Ağ paylaşımından elde edilen çevresel faydaların ağ çoğaltmasının faydalarına benzer olması muhtemel. Paylaşım daha kapsamlı bir ağa yol açarsa ve böylece aksi takdirde hizmet verilmeyecek alanlarda potansiyel maliyet düşüşlerine ve inovasyona izin verirse, bu faydalar daha büyük olabilir.

Ancak, ağ paylaşımı, örneğin iklim değişikliği nedeniyle daha sık görülebilecek aşırı hava koşulları durumunda daha az dayanıklılık anlamına gelir. Ağ çoğaltması, pazar etkisine göre de daha üstün olabilir, çünkü muhtemelen daha yoğun rekabete yol açacaktır.

Çevresel hususların yokluğunda, ağ çoğaltması, daha fazla dayanıklılığa ve daha sert rekabete yol açtığı için ağ paylaşımına göre daha üstün bir seçenek olabilir.

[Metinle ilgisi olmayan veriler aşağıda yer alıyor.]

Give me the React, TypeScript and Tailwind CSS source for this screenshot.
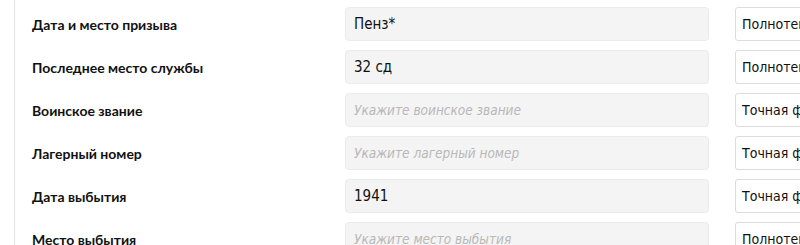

Ancak denkleme çevresel faktörlerin dahil edilmesi, düzenleyici kararı ağ paylaşımına doğru yönlendirecektir. Farklı boyutlara atanan ağırlıklar, tercih edilen seçeneği belirleyecektir. Bu nedenle, düzenleyicilerin öncelikleri konusunda net olmaları önem taşıyor.